Lady Warbutons walk

By the traffic lights on Rood hill in Congleton can be found a public footpath which runs behind Tesco’s, this is known locally as Lady Warburtons walk as her ghost is said to walk this path.

The path at one time led to a place known as Daisy Bank hall, which unfortunately no longer exists. The foundations of the hall could still be seen up until the 1950-60s, but have since been removed. The reason Lady Warburtons ghost is said to haunt this footpath is that she use to walk down this footpath when she was alive to find out news about her husband who was away at war. When he failed to return she was grief stricken and took her own life, now her ghost retraces the steps she once walked when she was alive in the hope of being reunited with her husband.
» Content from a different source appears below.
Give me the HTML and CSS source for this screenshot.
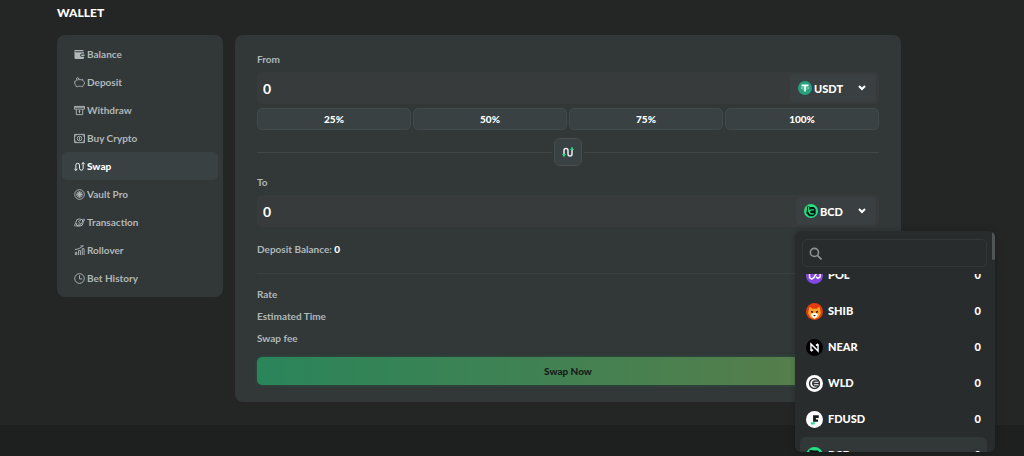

8 Responses to “Lady Warbutons walk”

  1. Oh what memories this brings back – Lady Warburton’s walk is at the bottom of Woodlands Avenue on Rood Hill, which is where I used to live as a child….. Many is the time that my friends and I have “braved” walking the length of the walk at dusk and frightened ourselves silly….!!! We never saw the Lady herself but we still managed to get very spooked….!!!

  2. I love walking around there , when I go for a walk around there sometime someone is there , I would love a ghost hunt there

  3. It was Lady WarbuRton’s Walk, haunted, it was said, by the ‘Grey Lady’ when a branch of my family lived and farmed at the Hall, until its regrettable demolition. I learned to drive up and down the wide drive which ran alongside, turning round in the yard at Daisybank, having lived at the Hall during my youth, delighting in the harvest of the ‘quarter-mile field’ and feeding the pigs.

  4. The house was still there when I was a kid late 60s early 70’s and the story we heard was that she was leaning out of a window looking for her husband and it fell and decapitated her and her head rolled down the drive

    • Thanks for that. The sash window falling was the detail which I had forgotten, though the decapitation was not in my uncle’s version! He was Harry Poole who owned Daisybank, as it was known, and farmed there in the nineteen-sixties. He owned two shops in Congleton’s main street, the town from which my parents came. Bob Cordon Champ .

      • Hi Robert, this is Margaret Turner, oh how I loved my childhood at Daisy Bank
        I hope that all is well with you and yours ?

  5. hi robert and margaret . i use played round daisy bank ad use live on tidnocck ave . i do some cleaning around there . someone stop me other asking aout the ghost i told her adout all/ i love to do a ghost hunt there

  6. A second hand story, but we’re wondering. In dovedale, by the stepping stones, there is a hill that a lot of people stop on to eat picnics in the summer. My aunt, uncle and their dog were sat there and it was crowded with people. Lenny, the dog, began to growl under his breath. There were people eating silently next to them who couldn’t hear the dog. When they looked up they saw a woman dressed all in black walk down the hill and move just in front of them. She was further away from the couple sat next to them who hadnt heard the dog growling. It was a very low growl and it was aimed at the woman. She stopped on the path, slowly turned and grinned at them before moving on. They were spooked by it. I just wondered if anyone has had a similar experience with a woman like this. They named her the Dovedale witch. Apparently the entire scenario made them go cold.